FASB plans to publish an update to its hedge accounting standard that will add a new interest rate based on the U.S. Treasury repurchase market to the list of accepted benchmark interest rates for hedge accounting. The Federal Reserve introduced the new rate in April as an alternative to the London Interbank Offered Rate (LIBOR), which was tarnished by a rate-rigging scandal in 2012. Most of the audit firms, professional groups, and businesses that responded to FASB's proposal agreed with the board's plan, but some said FASB should consider a broader principle to more quickly adopt new benchmark interest rates.
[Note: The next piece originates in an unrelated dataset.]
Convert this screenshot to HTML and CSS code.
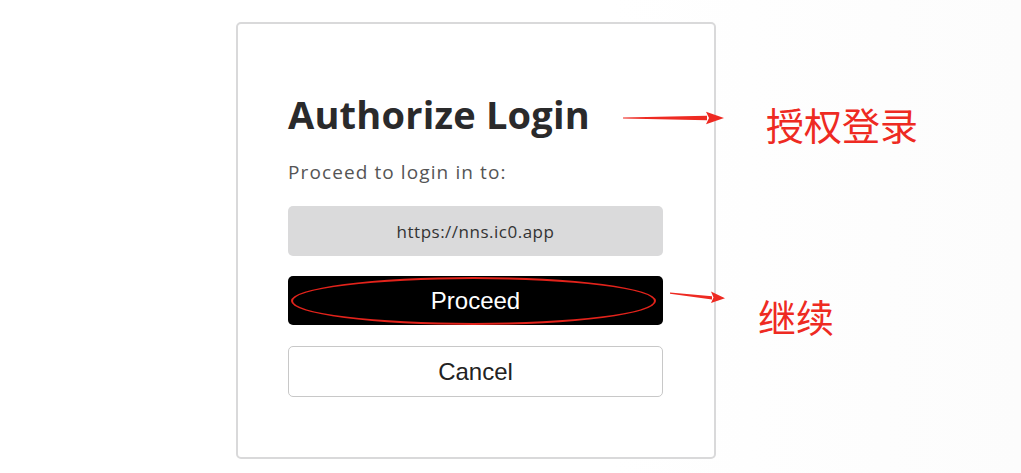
FILE: index.html
```html
<!DOCTYPE html>
<html lang="en">
<head>
  <meta charset="UTF-8">
  <meta name="viewport" content="width=device-width, initial-scale=1.0">
  <title>Authorize Login</title>
  <link rel="stylesheet" href="styles.css">
</head>
<body>

  <div class="page">
    <!-- Login card -->
    <div class="card">
      <h1 class="title">Authorize Login</h1>
      <p class="subtitle">Proceed to login in to:</p>
      <div class="origin">https://nns.ic0.app</div>
      <button class="btn btn-primary">
        Proceed
        <span class="ring"></span>
      </button>
      <button class="btn btn-secondary">Cancel</button>
    </div>

    <!-- Annotations -->
    <svg class="arrow arrow-top" width="104" height="16" viewBox="0 0 104 16">
      <polygon points="0,7.4 84,5.8 84,10.2 0,8.6" fill="#ee2a22"/>
      <polygon points="83,1.8 101,8 83,14.2 86,8" fill="#ee2a22"/>
    </svg>
    <div class="note note-top">授权登录</div>

    <svg class="arrow arrow-bottom" width="58" height="16" viewBox="0 0 58 16">
      <polygon points="0,4.6 42,8.2 42,11.6 0,5.8" fill="#ee2a22"/>
      <polygon points="41,3.6 55,10.2 41,15 43.5,9.6" fill="#ee2a22"/>
    </svg>
    <div class="note note-bottom">继续</div>
  </div>

</body>
</html>
```
FILE: styles.css
```css
/* Global Styles */
* {
  margin: 0;
  padding: 0;
  box-sizing: border-box;
}

body {
  font-family: 'Open Sans', 'Liberation Sans', sans-serif;
  background: #fff;
  color: #2a2a2a;
}

.page {
  position: relative;
  width: 1021px;
  height: 473px;
  padding: 22px 0 0 236px;
  background: linear-gradient(90deg, #fff 0%, #fff 60%, #fcfcfc 100%);
}

/* Card */
.card {
  width: 480px;
  height: 437px;
  border: 2px solid #d9d9da;
  border-radius: 5px;
  background: #fff;
  padding: 67px 51px 0 50px;
  display: flex;
  flex-direction: column;
}

.title {
  font-size: 38px;
  line-height: 46px;
  font-weight: 700;
  color: #2a2a2b;
  letter-spacing: 0.2px;
}

.subtitle {
  margin-top: 22px;
  font-size: 19px;
  line-height: 26px;
  letter-spacing: 1.1px;
  color: #555;
}

.origin {
  margin-top: 21px;
  height: 50px;
  border-radius: 5px;
  background: #dadadb;
  display: flex;
  align-items: center;
  justify-content: center;
  font-size: 17px;
  letter-spacing: 0.5px;
  color: #333;
}

/* Buttons */
.btn {
  position: relative;
  width: 100%;
  font-family: 'Liberation Sans', Arial, sans-serif;
  font-size: 24px;
  border-radius: 5px;
  cursor: pointer;
}

.btn-primary {
  margin-top: 20px;
  height: 49px;
  background: #000;
  color: #fff;
  border: none;
}

.btn-secondary {
  margin-top: 21px;
  height: 51px;
  background: #fff;
  color: #222;
  border: 1px solid #c8c8c8;
}

.ring {
  position: absolute;
  left: 3px;
  top: 1px;
  width: 365px;
  height: 48px;
  border: 2px solid #e3231b;
  border-radius: 50%;
}

/* Annotations */
.arrow {
  position: absolute;
}

.arrow-top {
  left: 623px;
  top: 110px;
}

.arrow-bottom {
  left: 670px;
  top: 288px;
}

.note {
  position: absolute;
  font-family: 'Noto Sans CJK SC', sans-serif;
  font-size: 38px;
  line-height: 44px;
  color: #ee2a22;
}

.note-top {
  left: 766px;
  top: 102px;
}

.note-bottom {
  left: 758px;
  top: 294px;
}
```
FASB rejected this idea. “I think that we've demonstrated through this process that we are ready, willing, and able at the appropriate time to go through the process of considering the addition of another rate, and I think we will do that when the time is right depending on how the markets develop,” FASB member Christine Botosan said.

Cloud computing setup costs to be capitalized.

FASB has published Accounting Standards Update 2018-15, which will let businesses capitalize the often-expensive implementation costs related to setting up business systems that operate on cloud technology. The final update, which was crafted by FASB's Emerging Issues Task Force (EITF), will align the accounting for these costs with the accounting for costs associated with developing or obtaining internal-use software. The update directs businesses to look at the guidance in Accounting Standards Codification 350-40, “Intangibles—Goodwill and Other—Internal-Use Software,” in order to determine which implementation costs in a cloud computing arrangement that is considered a service contract can be capitalized as an asset. This change is expected to result in businesses paying to reconfigure systems and enter code to enable cloud-managed business service expenses to be treated as long-term assets and amortized over the life of the arrangement.

IASB News

Hoogervorst sees uncertain outcome for reassessment of goodwill impairment.

The IASB's reassessment of goodwill accounting may achieve little more than reminding financial professionals of the difficulty posed by goodwill impairment and the lack of a reliable substitute, according to the board's chairman, Hans Hoogervorst. “It may be that there is no better alternative, but in that case we should accept the current shortcomings of IFRS 3 [Business Combinations] with our eyes wide open,” Hoogervorst said in regard to the board's reassessment of the standard. “Should the discussion paper lead to better awareness of the possible pitfalls of current accounting for goodwill, this would in itself be a positive development.” The board wants to hear public views about the prospects for improving goodwill accounting, including the possible reintroduction of goodwill amortization to its guidance, which was eliminated when IFRS 3 was published in 2004. The board has not announced a planned publication date for the discussion paper.

AICPA News

Test sites for Uniform CPA Examination expand to Europe.

The AICPA, the National Association of State Boards of Accountancy (NASBA), and Prometric have announced that the Uniform CPA Examination will be expanded to test sites in England, Germany, Ireland, and Scotland. Testing in the new international locations will be open to eligible citizens and residents of the countries in which the exam is being administered. In addition, eligible citizens and residents of the European Union (EU), Norway, the Russian Federation, and Switzerland can also take the exam at the new locations. U.S. citizens can take the test at any location where it is offered. “Expanding the international testing locations to Europe is a direct result of the overwhelming positive response from international exam candidates in Japan, the Middle East, and Brazil, where the exam is currently offered,” said NASBA President and CEO Ken Bishop in a statement.

GASB News

Guidance for separate legal entities clarified.

On September 4, GASB published guidance to clarify the financial reporting guidelines for state and local governments that hold majority interests in legally separate organizations. GASB Statement 90 states that a government's majority stake in an organization that is legally separate from it should be reported as an investment if the equity interest satisfies the GASB's definition of an investment. A majority interest that does not meet the definition in GASB Statement 72 should be reported as a component unit, according to GASB Statement 90. The standard also establishes accounting requirements for measuring assets and liabilities of wholly acquired governmental organizations that remain legally separate. The standard will be effective for reporting periods that start after December 15, 2018, but GASB is encouraging implementation of the new accounting ahead of the effective date.